5 Ways Cory Booker's Marijuana Bill Could Radically Reshape America

The New Jersey senator introduced a bill that does more than just legalize marijuana.



On Tuesday afternoon, Cory Booker went live on Facebook to announce a new bill that could have huge implications for United States citizens: the Marijuana Justice Act.

The bill does more than just potentially legalize marijuana — it sets out to make up for years of racial discrimination in the prosecution of marijauna laws. Here are five ways this law could have a huge effect on America as we know it.

5. States would have the ability to make their own laws on the matter.

First, the bill would de-schedule marijuana, meaning it'd no longer be illegal at the federal level. That's big news for individual states, which would get total control over their marijuana laws. (Currently, although a number of states have made steps towards the decriminalization and legalization of the substance, federal investigators still have the legal authority to raid local cannabis businesses and seize their assets.)

"I believe the federal government should get out of the illegal marijuana business," Booker said in his Facebook live announcement. "It concerns me that AG Jeff Sessions is not moving as these states are."

Attorney General Jeff Sessions has compared the negative effects of marijuana to heroin and has alluded to the idea that he might crack down on states where marijuana has been legalized. But Sen. Booker took an almost opposite approach: he said that preliminary reports show legal marijuana actually has a positive effect on the opioid crisis and spoke about veterans he's met who hope to use the drug to treat their PTSD.

Mobile, Alabama - 12/17/2016: Alabama Senator and incoming US Attorney General Jeff Sessions speaks to the crowd with US President-elect Donald J. Trump at Ladd-Peebles Stadium.
Mobile, Alabama - 12/17/2016: Alabama Senator and incoming US Attorney General Jeff Sessions speaks to the crowd with US President-elect Donald J. Trump at Ladd-Peebles Stadium. Brad McPherson

4. People with marijuana-related convictions would get a second chance.

One of the most important and revolutionary parts of Sen. Booker's legislation is that it would retroactively expunge the criminal records of anyone who was arrested for a marijuana offense. This language in the bill is especially unique, and according to Sen. Booker, would have positive effects on the communities who are harmed by draconian marijuana laws.

"These are charges that follow people for the rest of their lives making it difficult for them to do things we take for granted like applying for a taxi cab license," Sen. Booker said in his Facebook video.

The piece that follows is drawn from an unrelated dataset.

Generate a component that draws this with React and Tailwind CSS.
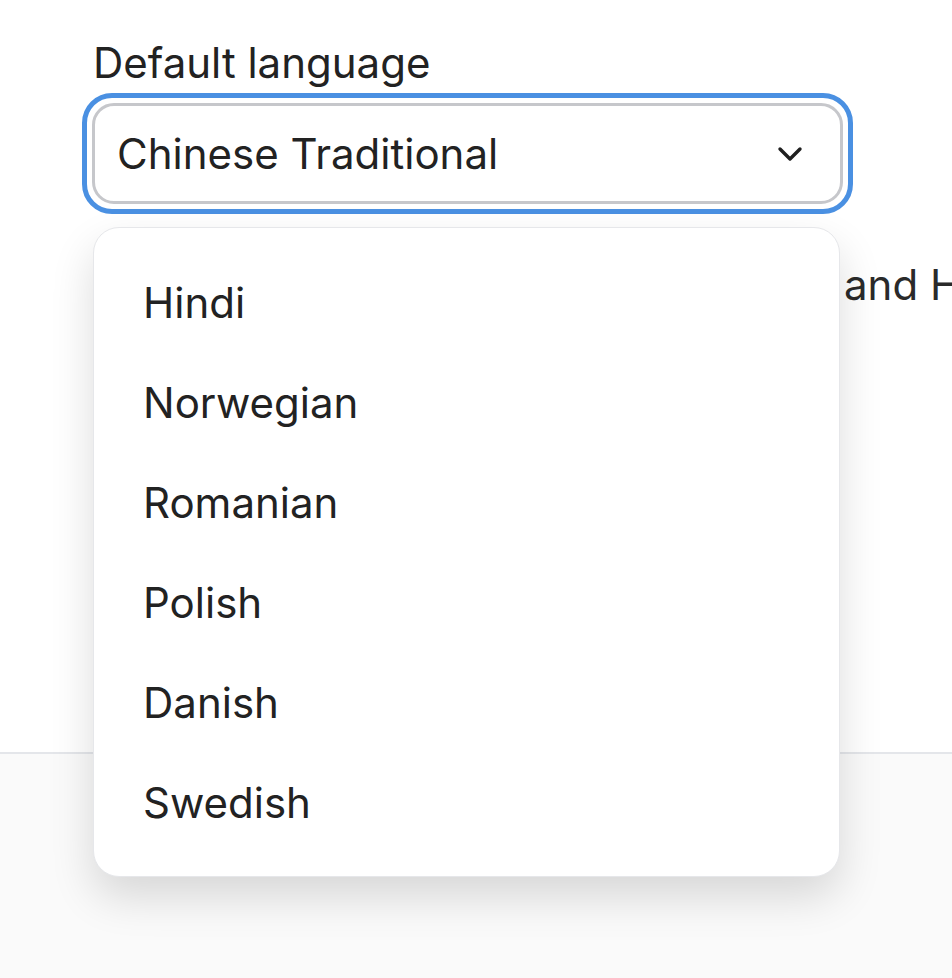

The disparities in marijuana arrests by race have been well-documented. One National Development and Research Institutes 

study that looked at New York City over the span of 23 years demonstrated the effects of this disparity:

"Of note, most [marijuana in public view] MPV arrestees have been black or Hispanic," the authors of the study wrote. "Furthermore, black and Hispanic MPV arrestees have been more likely to be detained prior to arraignment, convicted, and sentenced to jail than their white counterparts."

The ACLU has an entire section dedicated to this disparity on its website, titled "The War On Marijuana In Black And White." It found that between 2001 and 2010, more than 8 million people were arrested for marijuana offenses — or one bust every 37 seconds. Despite marijuana use amongst blacks and whites being almost identical, black Americans were 3.73 times more likely to be arrested for marijuana offenses.

3. States would be incentivized to change laws shown to disproportionately affect people of color.

Speaking of those arrest disparities, Booker wants to incentivize states to change the way they criminalize pot, too. To do that, his bill would give federal funds to states who move to alter their marijuana laws if their current system disproportionately targets people of color. The bill would also allow the federal government to cut funds for law enforcement in states that continue to disproportionately arrest people of color for marijuana offenses. 

"The question is no longer 'should we legalize marijuana?'; it is 'how do we legalize marijuana?'" Queen Adesuyi, associate at the Drug Policy Alliance, said in a statement. "We must do so in a way that recognizes that the people who suffered most under prohibition are the same people who should benefit most under legalization."